The study then analysed information on climate from meteorological stations with long-term records. This information was used to map the location of the thermal regimes (major climates) and of the length-of-growing-period zones. These zones were defined in terms of the number of days in a year in which there was adequate moisture for crop growth. Information on the locations of the thermal regimes and the length-of-growing-period zones were then combined on to a further map, the climatic inventory (Step 2a).

The next step (2b) was to include data on soils. The study would not have been possible without more than a decade of earlier work by FAO and Unesco, in collaboration with many national and international bodies, which resulted in the FAO-Unesco Soil Map of the World. This provided both the actual map on which the AEZ study is based and the information on soils that is essential to it.

The climatic inventory was then combined with the soil map to produce the land inventory (Step 3). Grid lines 10 km apart were drawn over the land inventory, and the number of 10-km squares in each agro-ecological cell (i.e. areas with identical soil, climate and growing-period zones) were then counted in each developing country. This provided estimates of the area of each agro-ecological cell in each country. Undertaken before the availability of modern automated geographic information systems, this was a laborious task.

Five steps to potential land productivity

Calculations were then made of the maximum potential yields of each crop in each length-of-growing-period zone. These yields were then modified to take account of agroclimatic constraints in each zone for each crop, including rainfall variability, pests, diseases and the difficulties of harvest.

These modified yield potentials were then compared with the maximum attainable. On the basis of this comparison, an assessment was made of the suitability of each length-of-growing-period zone in each thermal regime for each of the crops. They were defined as very suitable for a crop if this would produce more than 80 percent of maximum yield; as suitable if yield potential was 40 to 80 percent of maximum; as marginally suitable if 20 to 40 percent of maximum; and as unsuitable if less than 20 percent of maximum. This was the agroclimatic suitability rating (Step 4).
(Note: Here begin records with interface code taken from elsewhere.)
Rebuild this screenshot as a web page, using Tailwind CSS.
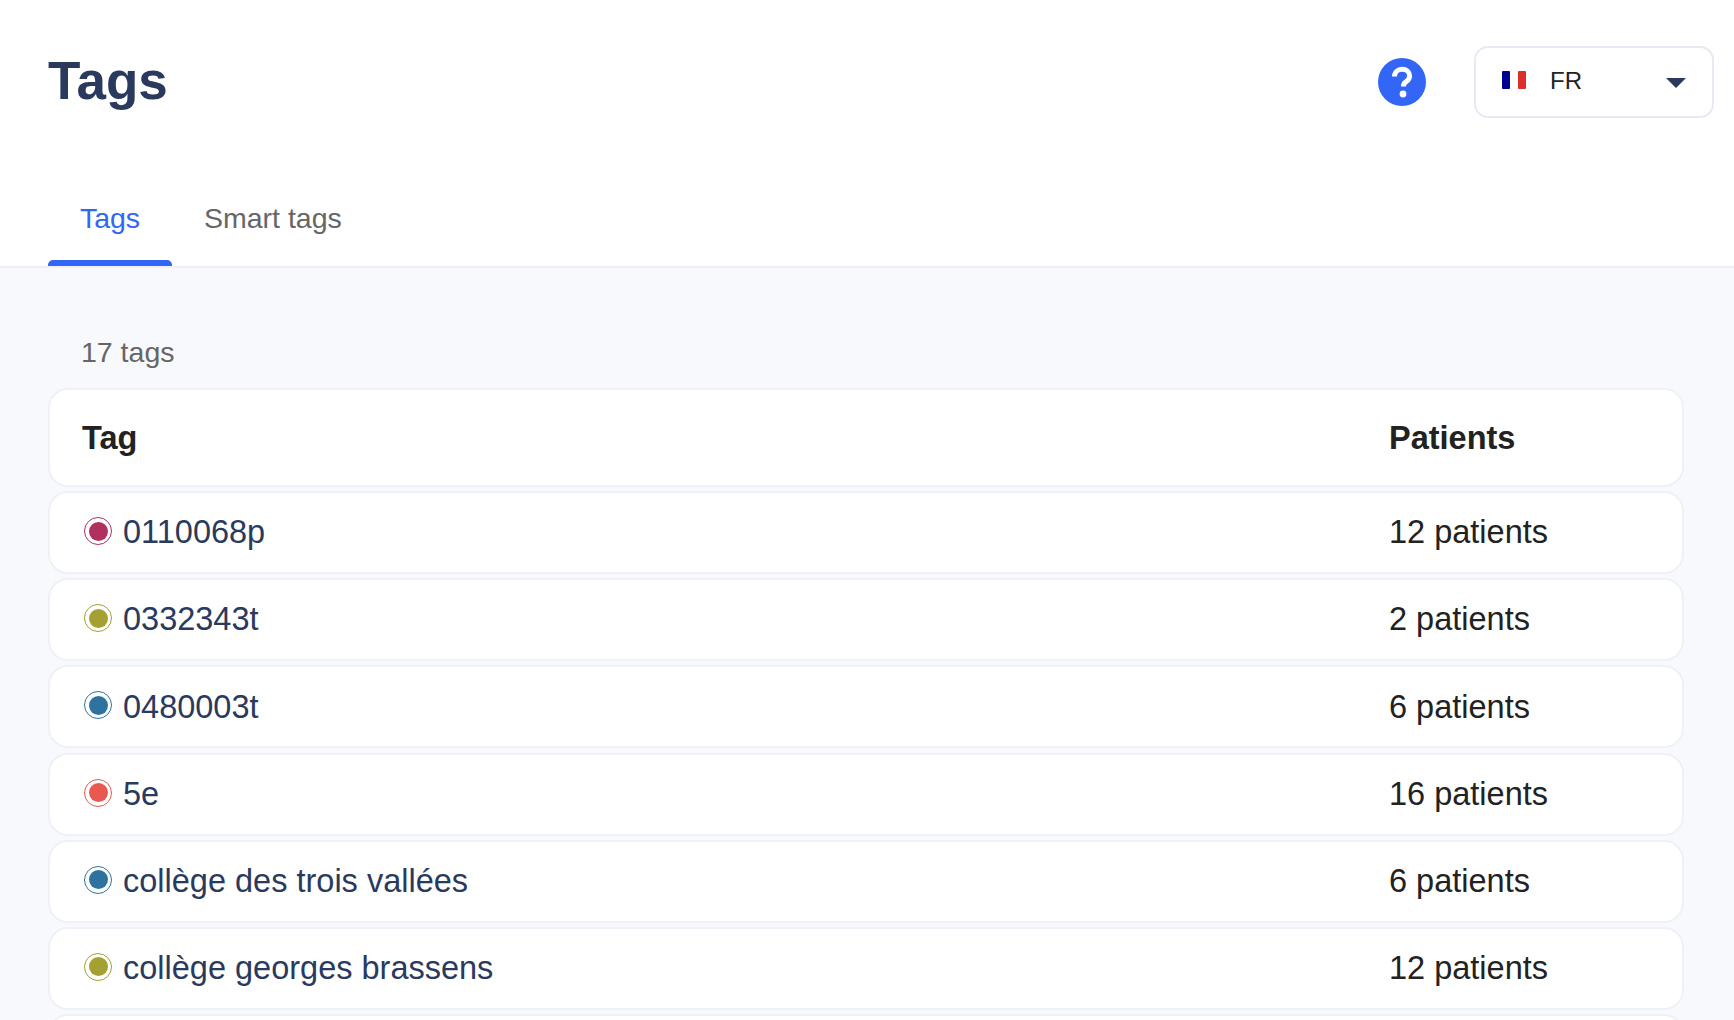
<!DOCTYPE html>
<html lang="en">
<head>
    <meta charset="UTF-8">
    <title>Tags</title>
    <script src="https://cdn.jsdelivr.net/npm/@tailwindcss/browser@4"></script>
</head>
<body class="h-[1020px] overflow-hidden bg-[#f8f9fd] font-['Liberation_Sans',Arial,sans-serif]">

    <header class="bg-white border-b-2 border-[#eef0f6] h-[268px]">
        <div class="flex items-start justify-between h-[164px] pl-[48px] pr-[20px]">
            <h1 class="mt-[49px] text-[53px] leading-[64px] font-bold text-[#2a3a5e]">Tags</h1>
            <div class="flex items-center gap-[48px] mt-[46px]">
                <!-- Help -->
                <svg class="w-[48px] h-[48px]" viewBox="0 0 48 48">
                    <circle cx="24" cy="24" r="24" fill="#3366f6"/>
                    <path d="M16.5 18.5c0-4.4 3.3-7.2 7.6-7.2 4.3 0 7.5 2.7 7.5 6.6 0 2.8-1.4 4.3-3.6 5.9-2 1.4-2.6 2.3-2.6 4.7" fill="none" stroke="#fff" stroke-width="5"/>
                    <circle cx="25" cy="36" r="3.4" fill="#fff"/>
                </svg>
                <!-- Language -->
                <div class="flex items-center w-[240px] h-[72px] bg-white border-2 border-[#e6eaf5] rounded-[14px] pl-[25px] pr-[26px]">
                    <svg class="w-[26px] h-[20px] mb-[4px]" viewBox="0 0 26 20">
                        <rect x="1" y="1" width="8" height="18" rx="1" fill="#00008f"/>
                        <rect x="17" y="1" width="8" height="18" rx="1" fill="#d9302a"/>
                    </svg>
                    <span class="ml-[23px] mb-[2px] text-[24px] text-[#222]">FR</span>
                    <svg class="ml-auto w-[20px] h-[10px] mt-[2px]" viewBox="0 0 20 10">
                        <path d="M0 0h20L10 10z" fill="#2a3a5e"/>
                    </svg>
                </div>
            </div>
        </div>
        <nav class="flex pl-[48px] text-[28.5px] leading-[40px] h-[102px]">
            <a class="flex flex-col items-center w-[124px] pt-[34px] h-[102px] text-[#3366f6]">
                Tags
                <span class="mt-auto w-full h-[6px] rounded-t-[5px] bg-[#3366f6]"></span>
            </a>
            <a class="pl-[32px] pt-[34px] text-[#666]">Smart tags</a>
        </nav>
    </header>

    <main class="pl-[48px] pr-[50px]">
        <p class="pl-[33px] pt-[68px] text-[28.5px] leading-[32px] text-[#666] mb-[20px]">17 tags</p>

        <div class="flex items-center h-[99px] pt-[2px] bg-white border-2 border-[#eef1f8] rounded-[20px] text-[32.5px] font-bold text-[#222] mb-[4px]">
            <div class="flex-1 pl-[32px]">Tag</div>
            <div class="w-[293px]">Patients</div>
        </div>

        <div class="flex flex-col gap-[4.2px]">
            <div class="flex items-center h-[83px] bg-white border-2 border-[#eef1f8] rounded-[20px] text-[32.5px]">
                <div class="flex-1 flex items-center gap-[11px] pl-[34px] text-[#2a3a5e]">
                    <span class="flex items-center justify-center w-[28px] h-[28px] mb-[3px] rounded-full border-[1.5px] border-[#b03060]"><span class="w-[19px] h-[19px] rounded-full bg-[#b03060]"></span></span>
                    0110068p
                </div>
                <div class="w-[293px] text-[#222]">12 patients</div>
            </div>
            <div class="flex items-center h-[83px] bg-white border-2 border-[#eef1f8] rounded-[20px] text-[32.5px]">
                <div class="flex-1 flex items-center gap-[11px] pl-[34px] text-[#2a3a5e]">
                    <span class="flex items-center justify-center w-[28px] h-[28px] mb-[3px] rounded-full border-[1.5px] border-[#a5a032]"><span class="w-[19px] h-[19px] rounded-full bg-[#a5a032]"></span></span>
                    0332343t
                </div>
                <div class="w-[293px] text-[#222]">2 patients</div>
            </div>
            <div class="flex items-center h-[83px] bg-white border-2 border-[#eef1f8] rounded-[20px] text-[32.5px]">
                <div class="flex-1 flex items-center gap-[11px] pl-[34px] text-[#2a3a5e]">
                    <span class="flex items-center justify-center w-[28px] h-[28px] mb-[3px] rounded-full border-[1.5px] border-[#2e73a0]"><span class="w-[19px] h-[19px] rounded-full bg-[#2e73a0]"></span></span>
                    0480003t
                </div>
                <div class="w-[293px] text-[#222]">6 patients</div>
            </div>
            <div class="flex items-center h-[83px] bg-white border-2 border-[#eef1f8] rounded-[20px] text-[32.5px]">
                <div class="flex-1 flex items-center gap-[11px] pl-[34px] text-[#2a3a5e]">
                    <span class="flex items-center justify-center w-[28px] h-[28px] mb-[3px] rounded-full border-[1.5px] border-[#e85a4f]"><span class="w-[19px] h-[19px] rounded-full bg-[#e85a4f]"></span></span>
                    5e
                </div>
                <div class="w-[293px] text-[#222]">16 patients</div>
            </div>
            <div class="flex items-center h-[83px] bg-white border-2 border-[#eef1f8] rounded-[20px] text-[32.5px]">
                <div class="flex-1 flex items-center gap-[11px] pl-[34px] text-[#2a3a5e]">
                    <span class="flex items-center justify-center w-[28px] h-[28px] mb-[3px] rounded-full border-[1.5px] border-[#2e73a0]"><span class="w-[19px] h-[19px] rounded-full bg-[#2e73a0]"></span></span>
                    collège des trois vallées
                </div>
                <div class="w-[293px] text-[#222]">6 patients</div>
            </div>
            <div class="flex items-center h-[83px] bg-white border-2 border-[#eef1f8] rounded-[20px] text-[32.5px]">
                <div class="flex-1 flex items-center gap-[11px] pl-[34px] text-[#2a3a5e]">
                    <span class="flex items-center justify-center w-[28px] h-[28px] mb-[3px] rounded-full border-[1.5px] border-[#a5a032]"><span class="w-[19px] h-[19px] rounded-full bg-[#a5a032]"></span></span>
                    collège georges brassens
                </div>
                <div class="w-[293px] text-[#222]">12 patients</div>
            </div>
            <div class="h-[83px] bg-white border-2 border-[#eef1f8] rounded-[20px]"></div>
        </div>
    </main>

</body>
</html>
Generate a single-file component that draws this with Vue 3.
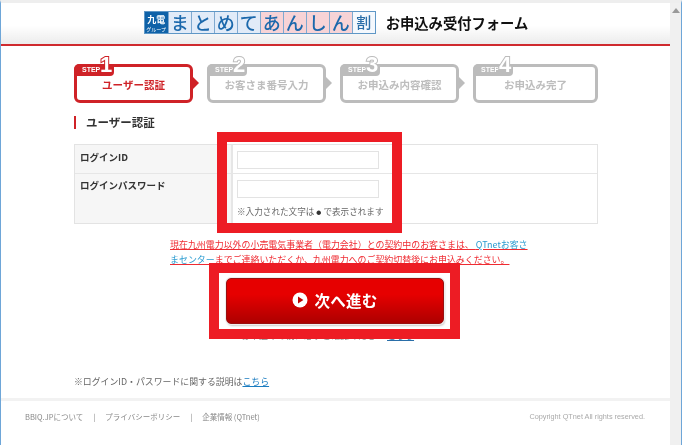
<script setup>
const cells = [
  { t: 'ま', c: 'blue' }, { t: 'と', c: 'blue' }, { t: 'め', c: 'blue' }, { t: 'て', c: 'blue' },
  { t: 'あ', c: 'pink' }, { t: 'ん', c: 'pink' }, { t: 'し', c: 'pink' }, { t: 'ん', c: 'pink' },
  { t: '割', c: 'white' }
]
const steps = [
  { n: 1, label: 'ユーザー認証', active: true },
  { n: 2, label: 'お客さま番号入力' },
  { n: 3, label: 'お申込み内容確認' },
  { n: 4, label: 'お申込み完了', last: true }
]
</script>

<template>
  <div class="page">
    <div class="content">
      <header class="head">
        <div class="logo">
          <div class="brand"><b>九電</b><small>グループ</small></div>
          <span v-for="(c, i) in cells" :key="i" class="cell" :class="c.c">{{ c.t }}</span>
        </div>
        <h1 class="title">お申込み受付フォーム</h1>
      </header>

      <main class="main">
        <ol class="steps">
          <li v-for="s in steps" :key="s.n" class="step" :class="{ on: s.active, wide: s.last }">
            <span class="tab"><i>STEP</i><em>{{ s.n }}</em></span>
            {{ s.label }}
          </li>
        </ol>

        <h2 class="section">ユーザー認証</h2>

        <div class="form">
          <div class="label r1">ログインID</div>
          <div class="field r1"><input class="inp" type="text" /></div>
          <div class="label">ログインパスワード</div>
          <div class="field">
            <input class="inp" type="password" />
            <p class="hint">※入力された文字は<span class="dot">●</span>で表示されます</p>
          </div>
        </div>

        <p class="warn">現在九州電力以外の小売電気事業者（電力会社）との契約中のお客さまは、 <a>QTnetお客さ<br />まセンター</a>までご連絡いただくか、九州電力へのご契約切替後にお申込みください。</p>

        <button class="next" type="button">
          <svg width="16" height="16" viewBox="0 0 16 16"><circle cx="8" cy="8" r="7.5" fill="#fff" /><path d="M6 4.6 11.4 8 6 11.4z" fill="#c00000" /></svg>
          次へ進む
        </button>

        <p class="hidden-line">お申込みの前に必ずご確認ください <a>こちら</a></p>

        <p class="about">※ログインID・パスワードに関する説明は<a>こちら</a></p>
      </main>

      <footer class="foot">
        <nav class="links">
          <span>BBIQ.JPについて</span><span>|</span><span>プライバシーポリシー</span><span>|</span><span>企業情報 (QTnet)</span>
        </nav>
        <span class="copy">Copyright QTnet All rights reserved.</span>
      </footer>

      <div class="mark mark-a"></div>
      <div class="mark mark-b"></div>
    </div>
    <div class="bar"><span class="up"></span></div>
  </div>
</template>

<style scoped>
.page {
  position: relative;
  box-sizing: border-box;
  width: 682px;
  height: 445px;
  display: flex;
  overflow: hidden;
  background: #fff;
  border-left: 1px solid #6ea6d8;
  border-right: 1px solid #6ea6d8;
  border-top: 3px solid #eeeeee;
  font-family: "Noto Sans CJK JP", "Liberation Sans", sans-serif;
  filter: blur(0.4px);
}
.content { position: relative; width: 669px; flex: none; }
.bar { flex: 1; background: #f0f0f0; display: flex; justify-content: center; }
.up { width: 0; height: 0; margin-top: 5px; border: 4px solid transparent; border-top: 0; border-bottom: 5px solid #9a9a9a; }

.head {
  box-sizing: border-box;
  height: 43px;
  display: flex;
  align-items: center;
  justify-content: center;
  gap: 10px;
  padding-left: 1px;
  padding-bottom: 2px;
  background: linear-gradient(#fff 55%, #ececec);
  border-bottom: 2px solid #cf2a2e;
}
.logo { display: flex; height: 23px; border: 1px solid #5f97c6; box-sizing: border-box; }
.brand {
  width: 23px;
  background: #0f62a8;
  color: #fff;
  display: flex;
  flex-direction: column;
  align-items: center;
  justify-content: center;
  line-height: 1;
}
.brand b { font-size: 9px; line-height: 11px; }
.brand small { font-size: 5px; line-height: 7px; }
.cell {
  width: 23px;
  box-sizing: border-box;
  border-left: 1px solid #7fa9d0;
  text-align: center;
  font-size: 18px;
  font-weight: 500;
  line-height: 20px;
  color: #1b68ac;
}
.cell.blue { background: #e1ebf8; }
.cell.pink { background: #f7d3d6; }
.cell.white { background: #f4f8fd; font-size: 15px; color: #2a6ea8; }
.title { margin: 0; font-size: 14.3px; line-height: 20px; font-weight: 700; color: #111; white-space: nowrap; }

.main { box-sizing: border-box; padding: 0 0 0 73px; width: 597px; height: 352px; }
.steps { list-style: none; margin: 0; padding: 18px 0 0; display: flex; gap: 14px; }
.step {
  position: relative;
  box-sizing: border-box;
  width: 119px;
  height: 39px;
  padding-top: 10px;
  border: 3px solid #bcbcbc;
  border-radius: 6px;
  text-align: center;
  font-size: 10.5px;
  line-height: 16px;
  font-weight: 700;
  color: #bdbdbd;
  white-space: nowrap;
}
.step.wide { width: 125px; }
.step.on { border-color: #cf2227; color: #cf2227; }
.step::after {
  content: "";
  position: absolute;
  right: -9px;
  top: 10px;
  border-left: 6px solid #bcbcbc;
  border-top: 6px solid transparent;
  border-bottom: 6px solid transparent;
}
.step.wide::after { display: none; }
.step.on::after { border-left-color: #cf2227; }
.tab {
  position: absolute;
  left: -3px;
  top: -3px;
  width: 40px;
  height: 12px;
  background: #bcbcbc;
  border-radius: 5px 0 4px 0;
  display: flex;
  align-items: center;
}
.on .tab { background: #cf2227; }
.tab i { font-style: normal; font-size: 7px; line-height: 12px; color: #fff; padding-left: 8px; width: 26px; box-sizing: border-box; font-family: "Liberation Sans", sans-serif; font-weight: 700; }
.tab em {
  position: absolute;
  left: 26px;
  top: -10px;
  font-style: normal;
  font-family: "Liberation Sans", sans-serif;
  font-size: 22px;
  line-height: 22px;
  font-weight: 700;
  color: #fff;
  -webkit-text-stroke: 2px #bcbcbc;
  paint-order: stroke fill;
}
.on .tab em { -webkit-text-stroke-color: #cf2227; }

.section {
  margin: 13px 0 0;
  height: 13px;
  padding-left: 10px;
  border-left: 2px solid #cf2227;
  font-size: 11.5px;
  line-height: 13px;
  font-weight: 700;
  color: #333;
}
.form {
  box-sizing: border-box;
  margin-top: 15px;
  width: 524px;
  height: 80px;
  display: grid;
  grid-template-columns: 158px 1fr;
  grid-template-rows: 29px 1fr;
  border: 1.5px solid #e3e3e3;
}
.label {
  background: #f6f6f6;
  border-right: 2px solid #e6e6e6;
  padding: 5px 0 0 5px;
  font-size: 9.5px;
  line-height: 14px;
  font-weight: 700;
  color: #333;
}
.label:not(.r1) { padding-top: 4px; }
.r1 { border-bottom: 1.5px solid #e6e6e6; }
.field { padding: 6px 0 0 4px; }
.inp {
  display: block;
  box-sizing: border-box;
  width: 142px;
  height: 18px;
  padding: 0;
  border: 1.5px solid #e3e3e3;
  background: #fff;
  outline: none;
}
.hint { margin: 7px 0 0; font-size: 8.6px; line-height: 12px; color: #666; white-space: nowrap; }
.dot { font-size: 5px; color: #333; vertical-align: 1px; padding: 0 2px; }

.warn {
  margin: 13px 0 0;
  padding-left: 96px;
  width: 370px;
  font-size: 8.95px;
  line-height: 15px;
  color: #ef2b32;
  text-decoration: underline;
  white-space: nowrap;
}
.warn a { color: #2a9bd0; }

.next {
  display: flex;
  align-items: center;
  justify-content: center;
  gap: 7px;
  box-sizing: border-box;
  margin: 11px 0 0 152px;
  width: 218px;
  height: 46px;
  padding: 0 1px 2px 0;
  border: 1px solid #9a1010;
  border-radius: 5px;
  background: linear-gradient(#e60000 35%, #ad0000);
  box-shadow: 0 0 0 1px #eee, 1px 2px 2px #ccc;
  color: #fff;
  font-family: inherit;
  font-size: 15.5px;
  font-weight: 700;
  letter-spacing: 0.2px;
}
.hidden-line {
  margin: 5px 0 0 167px;
  font-size: 9px;
  line-height: 14px;
  color: #888;
  white-space: nowrap;
}
.hidden-line a { color: #2a6ea8; text-decoration: underline; }
.about { margin: 32px 0 0; font-size: 8.9px; line-height: 14px; color: #666; white-space: nowrap; }
.about a { color: #1b7cc0; text-decoration: underline; }

.foot {
  box-sizing: border-box;
  height: 47px;
  border-top: 3px solid #f2f2f2;
  display: flex;
  justify-content: space-between;
  align-items: flex-start;
  padding: 10px 25px 0 24px;
  font-size: 7.5px;
  line-height: 12px;
  color: #888;
}
.links { display: flex; gap: 10px; }
.copy { font-family: "Liberation Sans", sans-serif; font-size: 7.3px; color: #aaa; }

.mark { position: absolute; box-sizing: border-box; border: 10px solid #ed1c24; }
.mark-a { left: 216px; top: 129px; width: 185px; height: 101px; }
.mark-b { left: 208px; top: 260px; width: 251px; height: 76px; }
</style>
The soil needs of each crop were then matched with the soil conditions prevailing in each agro-ecological cell, and the agroclimatic ratings further downgraded if soil conditions were less than ideal. The result was the land suitability assessment (Step 5) which, in final form, gives the area in each length-of-growing-period zone in each climate variously suited to the production of each of the 11 crops in terms of very suitable, suitable, marginally suitable, or not suitable.

All these calculations were carried out for two different levels of farming inputs - the high and low input levels summarized below. How crops are farmed (the amount of fertilizer used, the degree of mechanization and efforts made to conserve the soil, for example) has an important bearing on both crop yield and the total area over which a crop can be grown. Obviously, more plant nutrients and better pest control will increase yield. In the AEZ study, it was estimated that crop yields with low inputs would be only 25 percent of those attainable with a high level of inputs.

The ways in which farming techniques affect the area of potentially cultivable land are more complex. Obviously, some very heavy soils cannot be worked by hand while tractors can do the job easily. Yet some sloping or very stony land that can be worked with hand tools may be impossible to work with tractors. All these subtleties are taken account of in the AEZ study. Later studies, particularly those at the national level, make even more sophisticated use of the input variables.

Two levels of input are considered in the AEZ study of crop potentials. Low off-farm inputs as practiced in subsistence agriculture, high inputs as in many farms of commercial agriculture. Farming in nearly all developing countries is still a long way from using high inputs. In the AEZ study, low input yields were calculated as one-quarter of those possible with high inputs.